That chunk of code is the reason that you did not need to go to all the trouble to create your own mask files with the alpha stripped out. Look at what the logic does:

First it extracts 3 channels from the masks, which eliminates the alpha channel.

Then it takes the max across the remaining RGB channels to get the mask value. It turns out it’s stored in the R channel, so they probably could have written that line more simply.

@rvh @paulinpaloalto

I know this question is already one year old, but it is the most related to what I was looking for. My question applies to the code snippet (process_path()) as cited by @rvh, which is exactly the same in the current notebook.

I am very confused about the creation of the masks; I really wish that was explained a bit more clearly in the notebook.

I have pieced the following together from this post and another one; can you please confirm that this is correct:

  • A fourth ‘alpha’ channel has been added at the end of the RGB channels, i.e., to axis 2 of the image. So we have images of dimension (h, w, 4).
  • When preprocessing, this fourth channel is simply ignored by setting the channels argument in tf.image.decode_png() to 3; i.e., this function only looks at the first three channels of the image. (I actually couldn’t find the function in the TF apidocs, but discovered that it has been moved to tf.io.decode_png().)
  • Finally, the max value along the last (-1) axis of the image (i.e., axis 2) is taken for each pixel - meaning the max value of R, G, and B. This is the value that that pixel in the mask will have. But apparently these max values are always stored in the R channel, so the pixel colour will always be some shade of red? (I guess it doesn’t matter whether it’s a shade of R, G, or B - as long as each class has a different colour?)

Is this correct so far?

Then I am also wondering why it is necessary to set keepdims in tf.math.reduce_max() to True.
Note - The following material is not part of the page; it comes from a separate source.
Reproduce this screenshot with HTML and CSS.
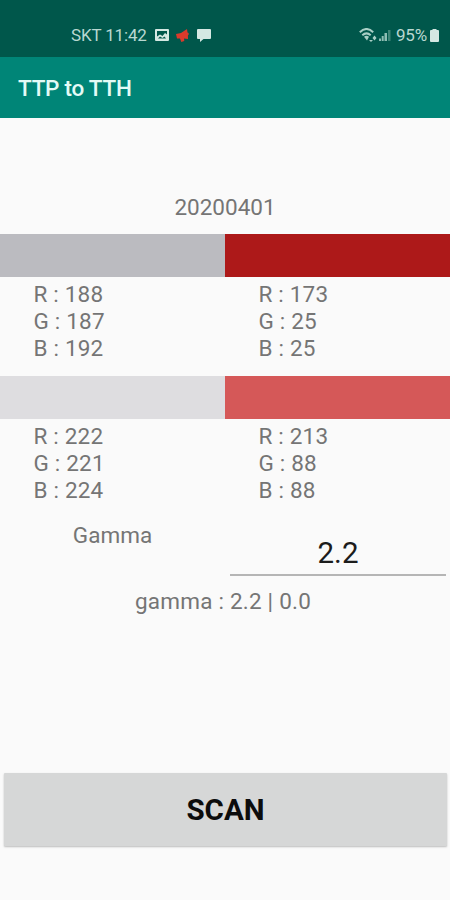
FILE: index.html
```
<!DOCTYPE html>
<html lang="en">
<head>
    <meta charset="UTF-8">
    <meta name="viewport" content="width=device-width, initial-scale=1.0">
    <title>TTP to TTH</title>
    <link rel="stylesheet" href="styles.css">
</head>
<body>
    <div class="status-bar">
        <div class="status-left">
            <span class="status-text">SKT 11:42</span>
            <svg class="icon-image" width="14" height="12" viewBox="0 0 14 12">
                <path fill="#d5e8e3" fill-rule="evenodd" d="M1 0h12a1 1 0 0 1 1 1v10a1 1 0 0 1-1 1H1a1 1 0 0 1-1-1V1a1 1 0 0 1 1-1zM2 2v5.500l3-2 2.500 1.500L10 4l2 1.500V2zM3 9.500h8L9.500 7.500l-2 1.500L5 7.500z"/>
            </svg>
            <svg class="icon-horn" width="13" height="13" viewBox="0 0 13 13">
                <path fill="#d93a2b" d="M0 5L5 4l6-4 .5 3.500c1.500.2 1.700 2.300.4 3L12 10 8 9.500l.3 2.500-3 1L4 9.500H1z"/>
            </svg>
            <svg class="icon-chat" width="14" height="13" viewBox="0 0 14 13">
                <path fill="#d5e8e3" d="M1 0h12a1 1 0 0 1 1 1v8a1 1 0 0 1-1 1H6.500L3 13v-3H1a1 1 0 0 1-1-1V1a1 1 0 0 1 1-1z"/>
            </svg>
        </div>
        <div class="status-right">
            <svg class="icon-wifi" width="18" height="14" viewBox="0 0 18 14">
                <g fill="none" stroke="#a9cfc6" stroke-width="2">
                    <path d="M.8 4.200C5 .2 10 .2 14.200 4.200"/>
                    <path d="M3.300 7.200C6 4.800 9 4.800 11.700 7.200"/>
                </g>
                <path fill="#a9cfc6" d="M5 8.800q2.500-2 5 0L8 12.500zM10 12h4l-2 2zM13.500 10L15.500 7.500 17.500 10l-2 2.500z"/>
            </svg>
            <svg class="icon-signal" width="12" height="12" viewBox="0 0 12 12">
                <path fill="#8fbdb3" d="M0 9.500h2V12H0zM2.700 7h2v5h-2zM5.500 4H8v8H5.500z"/>
                <path fill="#3f8577" d="M9 1h2.500v11H9z"/>
            </svg>
            <span class="status-text">95%</span>
            <svg class="icon-battery" width="9" height="13" viewBox="0 0 9 13">
                <path fill="#d5e8e3" d="M2.500 0h4v1H8a1 1 0 0 1 1 1v10a1 1 0 0 1-1 1H1a1 1 0 0 1-1-1V2a1 1 0 0 1 1-1h1.500z"/>
            </svg>
        </div>
    </div>

    <div class="app-bar">
        <h1>TTP to TTH</h1>
    </div>

    <main>
        <div class="date">20200401</div>

        <div class="color-row">
            <div class="color-cell">
                <div class="swatch gray-dark"></div>
                <div class="rgb">R : 188<br>G : 187<br>B : 192</div>
            </div>
            <div class="color-cell">
                <div class="swatch red-dark"></div>
                <div class="rgb">R : 173<br>G : 25<br>B : 25</div>
            </div>
        </div>

        <div class="color-row">
            <div class="color-cell">
                <div class="swatch gray-light"></div>
                <div class="rgb">R : 222<br>G : 221<br>B : 224</div>
            </div>
            <div class="color-cell">
                <div class="swatch red-light"></div>
                <div class="rgb">R : 213<br>G : 88<br>B : 88</div>
            </div>
        </div>

        <div class="gamma-row">
            <label class="gamma-label" for="gamma">Gamma</label>
            <div class="gamma-field">
                <input id="gamma" type="text" value="2.2">
            </div>
        </div>

        <div class="gamma-result">gamma : 2.2 | 0.0</div>

        <button class="scan-button">SCAN</button>
    </main>
</body>
</html>
```

FILE: styles.css
```
* {
    margin: 0;
    padding: 0;
    box-sizing: border-box;
}

body {
    font-family: Roboto, sans-serif;
    font-size: 22.5px;
    line-height: 26.7px;
    background: #fafafa;
    color: #757575;
    height: 900px;
    overflow: hidden;
}

.status-bar {
    display: flex;
    justify-content: space-between;
    height: 57px;
    padding: 13px 11px 0 71px;
    background: #00574b;
}

.status-left,
.status-right {
    display: flex;
    align-items: center;
    height: 44px;
}

.status-text {
    font-size: 17px;
    line-height: 20px;
    letter-spacing: -0.15px;
    color: #b9d8d1;
}

.icon-image {
    margin-left: 8px;
}

.icon-horn {
    margin-left: 7px;
}

.icon-chat {
    margin-left: 8px;
}

.icon-signal {
    margin: 0 5px 0 2px;
}

.icon-battery {
    margin-left: 3px;
}

.app-bar {
    display: flex;
    align-items: center;
    height: 61px;
    padding: 2px 0 0 18px;
    background: #008577;
}

.app-bar h1 {
    font-size: 22.5px;
    font-weight: 500;
    letter-spacing: -0.25px;
    color: #e4fbf6;
}

.date {
    margin-top: 76px;
    height: 40px;
    text-align: center;
}

.color-row {
    display: grid;
    grid-template-columns: 1fr 1fr;
    height: 142px;
}

.swatch {
    height: 43px;
}

.gray-dark {
    background: #bbbbc0;
}

.red-dark {
    background: #ad1919;
}

.gray-light {
    background: #dedde0;
}

.red-light {
    background: #d55858;
}

.rgb {
    padding: 4.4px 0 0 33.5px;
    letter-spacing: 0.2px;
}

.gamma-row {
    display: grid;
    grid-template-columns: 1fr 1fr;
    height: 70px;
}

.gamma-label {
    padding-top: 4px;
    text-align: center;
}

.gamma-field {
    padding: 14px 4px 0 5px;
}

.gamma-field input {
    display: block;
    width: 100%;
    height: 44px;
    border: none;
    border-bottom: 2px solid #b5b5b5;
    background: none;
    font-family: inherit;
    font-size: 29.5px;
    text-align: center;
    color: #1c1c1c;
}

.gamma-result {
    height: 185px;
    padding-right: 4px;
    letter-spacing: 0.22px;
    text-align: center;
}

.scan-button {
    display: block;
    width: 443px;
    height: 73px;
    margin-left: 4px;
    border: none;
    border-radius: 1px;
    background: #d6d7d7;
    box-shadow: 0 1px 2px rgba(0, 0, 0, 0.25);
    font-family: inherit;
    font-size: 29.5px;
    font-weight: 700;
    color: #0c0c0c;
}
```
I don’t understand the explanation of that argument in the TF apidocs: “If true, retains reduced dimensions with length 1.”

Thanks!

It’s fine to add on to an old thread, if the topics are relevant, although sometimes people won’t notice unless they are “following” the previous thread. So maybe the best strategy is to try it and if you don’t get any response, then create a new thread and (optionally) link to the old one. Of course tagging someone using @ as you did is also a way to make sure it gets noticed :nerd_face:

Yes, I think that’s all correct.

As I explained on those other threads PNG format adds the “Alpha” channel, which is used to express transparency in some graphics applications. But they don’t really use it here and the logic provided in the notebook strips it out.

We are using a fairly old version of TF 2.x here, so you have to look for the documentation of the matching version or you may find that things have moved around or even actually changed in definition. The world of TF mutates pretty quickly. Try printing tf.__version__ to see which documentation version to look for, if you want coherent results.
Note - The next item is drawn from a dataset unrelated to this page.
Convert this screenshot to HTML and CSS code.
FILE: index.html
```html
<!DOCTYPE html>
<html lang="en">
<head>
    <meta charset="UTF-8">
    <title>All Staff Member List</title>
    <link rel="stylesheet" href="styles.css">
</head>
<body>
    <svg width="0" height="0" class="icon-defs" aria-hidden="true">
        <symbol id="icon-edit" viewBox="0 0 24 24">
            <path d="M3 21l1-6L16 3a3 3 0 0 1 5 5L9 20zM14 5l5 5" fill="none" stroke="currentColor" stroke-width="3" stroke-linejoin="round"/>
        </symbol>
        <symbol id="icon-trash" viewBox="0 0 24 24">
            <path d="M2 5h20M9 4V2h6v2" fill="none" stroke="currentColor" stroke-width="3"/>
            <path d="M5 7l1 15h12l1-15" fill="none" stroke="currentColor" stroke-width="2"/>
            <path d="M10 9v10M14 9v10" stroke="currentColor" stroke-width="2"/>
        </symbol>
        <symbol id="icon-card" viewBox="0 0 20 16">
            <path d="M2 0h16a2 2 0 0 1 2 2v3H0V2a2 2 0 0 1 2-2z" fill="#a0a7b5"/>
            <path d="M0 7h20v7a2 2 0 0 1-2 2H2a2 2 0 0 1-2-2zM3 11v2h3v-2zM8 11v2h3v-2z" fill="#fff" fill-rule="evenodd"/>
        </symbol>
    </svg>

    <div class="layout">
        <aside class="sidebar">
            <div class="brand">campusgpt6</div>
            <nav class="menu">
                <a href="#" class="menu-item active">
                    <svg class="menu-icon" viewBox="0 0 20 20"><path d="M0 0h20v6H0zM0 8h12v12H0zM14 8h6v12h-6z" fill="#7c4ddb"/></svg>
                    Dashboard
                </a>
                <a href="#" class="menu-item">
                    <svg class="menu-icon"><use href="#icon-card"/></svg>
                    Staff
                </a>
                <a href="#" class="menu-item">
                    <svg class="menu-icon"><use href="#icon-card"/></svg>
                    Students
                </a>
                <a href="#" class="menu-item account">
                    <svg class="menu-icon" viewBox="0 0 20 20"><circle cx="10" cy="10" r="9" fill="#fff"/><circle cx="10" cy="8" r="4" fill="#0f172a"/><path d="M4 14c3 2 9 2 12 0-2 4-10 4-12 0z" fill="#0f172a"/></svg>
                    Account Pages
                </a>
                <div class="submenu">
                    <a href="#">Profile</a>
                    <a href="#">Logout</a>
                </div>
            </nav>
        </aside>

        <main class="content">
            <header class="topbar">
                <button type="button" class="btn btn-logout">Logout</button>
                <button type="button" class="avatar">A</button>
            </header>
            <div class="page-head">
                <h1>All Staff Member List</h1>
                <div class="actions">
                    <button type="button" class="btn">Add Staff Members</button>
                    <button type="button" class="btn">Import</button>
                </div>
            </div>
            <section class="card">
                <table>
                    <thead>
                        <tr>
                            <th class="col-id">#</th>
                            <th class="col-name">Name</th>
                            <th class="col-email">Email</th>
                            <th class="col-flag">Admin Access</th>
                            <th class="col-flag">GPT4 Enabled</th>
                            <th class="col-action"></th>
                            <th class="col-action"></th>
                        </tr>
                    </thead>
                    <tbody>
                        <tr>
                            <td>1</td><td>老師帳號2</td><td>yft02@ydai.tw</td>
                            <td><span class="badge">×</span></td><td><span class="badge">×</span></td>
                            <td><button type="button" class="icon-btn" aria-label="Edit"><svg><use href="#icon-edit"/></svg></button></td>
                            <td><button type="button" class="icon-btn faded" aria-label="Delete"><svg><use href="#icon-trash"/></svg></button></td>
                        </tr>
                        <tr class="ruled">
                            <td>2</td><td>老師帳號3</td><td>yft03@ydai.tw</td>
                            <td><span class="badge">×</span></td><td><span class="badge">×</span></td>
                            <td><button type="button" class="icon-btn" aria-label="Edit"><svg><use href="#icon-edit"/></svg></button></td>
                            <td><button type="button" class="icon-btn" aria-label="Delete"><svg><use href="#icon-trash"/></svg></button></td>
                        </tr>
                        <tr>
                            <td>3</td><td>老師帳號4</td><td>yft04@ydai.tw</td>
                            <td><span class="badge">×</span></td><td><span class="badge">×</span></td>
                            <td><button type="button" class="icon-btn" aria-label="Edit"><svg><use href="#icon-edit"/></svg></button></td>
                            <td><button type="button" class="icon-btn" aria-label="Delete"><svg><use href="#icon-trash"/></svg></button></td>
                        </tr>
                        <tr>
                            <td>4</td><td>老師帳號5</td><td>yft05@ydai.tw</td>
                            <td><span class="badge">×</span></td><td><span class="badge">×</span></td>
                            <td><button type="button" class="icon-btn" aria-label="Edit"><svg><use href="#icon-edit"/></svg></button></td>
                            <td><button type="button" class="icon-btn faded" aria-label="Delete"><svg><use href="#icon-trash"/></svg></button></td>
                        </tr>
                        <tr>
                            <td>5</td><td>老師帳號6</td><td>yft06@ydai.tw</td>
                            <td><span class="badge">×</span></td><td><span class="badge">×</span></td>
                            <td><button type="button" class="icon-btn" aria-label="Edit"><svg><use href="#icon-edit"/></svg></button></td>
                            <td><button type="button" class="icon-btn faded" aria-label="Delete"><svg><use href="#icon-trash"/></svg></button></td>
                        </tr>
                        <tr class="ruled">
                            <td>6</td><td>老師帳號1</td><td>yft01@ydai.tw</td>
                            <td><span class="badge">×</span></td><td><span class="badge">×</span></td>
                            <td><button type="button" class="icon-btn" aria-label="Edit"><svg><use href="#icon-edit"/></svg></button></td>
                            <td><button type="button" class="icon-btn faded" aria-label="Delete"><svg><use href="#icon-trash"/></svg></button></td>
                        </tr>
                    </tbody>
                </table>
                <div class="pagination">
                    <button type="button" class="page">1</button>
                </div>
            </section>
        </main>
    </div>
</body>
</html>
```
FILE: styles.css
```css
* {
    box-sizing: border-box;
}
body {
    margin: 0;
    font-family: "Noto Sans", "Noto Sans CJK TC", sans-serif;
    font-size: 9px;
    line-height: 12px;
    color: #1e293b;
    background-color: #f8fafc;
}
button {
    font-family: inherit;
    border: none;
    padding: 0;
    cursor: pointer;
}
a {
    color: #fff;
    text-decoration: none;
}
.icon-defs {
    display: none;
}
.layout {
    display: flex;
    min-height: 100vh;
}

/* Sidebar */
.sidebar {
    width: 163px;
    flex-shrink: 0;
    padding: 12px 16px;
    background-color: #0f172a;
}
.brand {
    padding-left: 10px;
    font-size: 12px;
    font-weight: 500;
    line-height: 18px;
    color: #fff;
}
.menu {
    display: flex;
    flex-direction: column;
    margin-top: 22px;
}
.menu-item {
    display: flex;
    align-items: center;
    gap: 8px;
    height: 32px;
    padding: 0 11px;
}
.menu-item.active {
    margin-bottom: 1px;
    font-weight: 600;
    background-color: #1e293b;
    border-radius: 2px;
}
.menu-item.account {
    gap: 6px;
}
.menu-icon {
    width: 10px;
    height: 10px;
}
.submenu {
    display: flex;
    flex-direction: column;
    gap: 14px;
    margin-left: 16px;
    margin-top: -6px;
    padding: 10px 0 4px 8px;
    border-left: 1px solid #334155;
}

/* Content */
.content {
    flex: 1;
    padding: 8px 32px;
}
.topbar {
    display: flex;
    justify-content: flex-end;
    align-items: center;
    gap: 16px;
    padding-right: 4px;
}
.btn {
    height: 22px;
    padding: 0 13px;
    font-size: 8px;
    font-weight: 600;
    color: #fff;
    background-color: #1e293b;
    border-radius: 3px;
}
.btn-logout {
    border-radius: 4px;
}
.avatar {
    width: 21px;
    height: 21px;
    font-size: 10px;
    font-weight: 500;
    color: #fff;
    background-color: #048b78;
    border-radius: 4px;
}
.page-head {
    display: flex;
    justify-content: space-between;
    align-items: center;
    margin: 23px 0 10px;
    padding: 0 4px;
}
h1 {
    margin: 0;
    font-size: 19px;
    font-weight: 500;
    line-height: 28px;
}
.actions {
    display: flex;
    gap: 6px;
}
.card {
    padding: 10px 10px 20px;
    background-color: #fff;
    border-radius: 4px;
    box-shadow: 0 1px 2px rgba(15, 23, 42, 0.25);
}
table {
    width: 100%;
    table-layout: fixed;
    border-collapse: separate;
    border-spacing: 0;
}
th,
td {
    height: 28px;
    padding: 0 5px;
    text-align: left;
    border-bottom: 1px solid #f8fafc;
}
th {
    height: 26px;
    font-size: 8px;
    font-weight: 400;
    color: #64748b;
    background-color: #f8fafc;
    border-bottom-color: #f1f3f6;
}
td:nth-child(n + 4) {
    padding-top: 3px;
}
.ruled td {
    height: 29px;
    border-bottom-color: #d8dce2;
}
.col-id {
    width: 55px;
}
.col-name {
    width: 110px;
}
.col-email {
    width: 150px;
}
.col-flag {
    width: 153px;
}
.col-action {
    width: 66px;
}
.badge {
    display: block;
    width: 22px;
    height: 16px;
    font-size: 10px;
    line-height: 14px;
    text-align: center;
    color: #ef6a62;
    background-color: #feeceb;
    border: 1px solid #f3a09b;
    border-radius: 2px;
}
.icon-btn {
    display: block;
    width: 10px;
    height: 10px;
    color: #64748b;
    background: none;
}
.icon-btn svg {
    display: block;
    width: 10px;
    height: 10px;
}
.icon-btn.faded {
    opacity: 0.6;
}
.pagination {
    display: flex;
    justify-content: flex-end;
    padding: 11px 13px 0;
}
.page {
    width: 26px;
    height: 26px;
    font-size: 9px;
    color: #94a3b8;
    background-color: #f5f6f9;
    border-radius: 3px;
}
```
It’s a good question how the masks end up rendering as nice simple close to primary colors across the spectrum instead of just shades of red. It looks like the rendering algorithm is somehow smart enough to recognize this as a standard “use case”. If you want to go deeper, more research is needed there. You could try some experiments, e.g. scaling the label values by dividing them by 255. or 22. and see if they end up rendering as grey scale or shades of red.

On the purpose of keepdims there, it should be pretty easy to figure out the point of that: try it both ways and watch what happens. If you use the default keepdims = False, you end up with a 2D tensor of shape h x w and in the actual case you end up with a 3D tensor of shape h x w x 1. The two are logically equivalent from a mathematical point of view, but the algorithms dealing with images expect there to be a “channels” dimension even if it’s trivial, meaning of length 1. I tried removing the keepdims and here’s the error I get from that code block:

ValueError: 'images' must have either 3 or 4 dimensions.

The 4D case is when the first dimension is the “samples” dimension, of course, meaning it’s m x h x w x c.

Thank you so much for your extensive reply!

The world of TF mutates pretty quickly. Try printing tf.__version__ to see which documentation version to look for, if you want coherent results.

I keep forgetting the version changes, thanks for the tip :slight_smile:

It looks like the rendering algorithm is somehow smart enough to recognize this as a standard “use case”. If you want to go deeper, more research is needed there. You could try some experiments, e.g. scaling the label values by dividing them by 255. or 22. and see if they end up rendering as grey scale or shades of red.

This is a good idea, I will try it out if I have some time left.

If you use the default keepdims = False, you end up with a 2D tensor of shape h x w and in the actual case you end up with a 3D tensor of shape h x w x 1.

OK, now I get what keepdims does, and why to retain the dimensions. Makes perfect sense. Then I must say that the explanation in the apidocs is just confusing!

Thanks again for all the clarifications :slight_smile: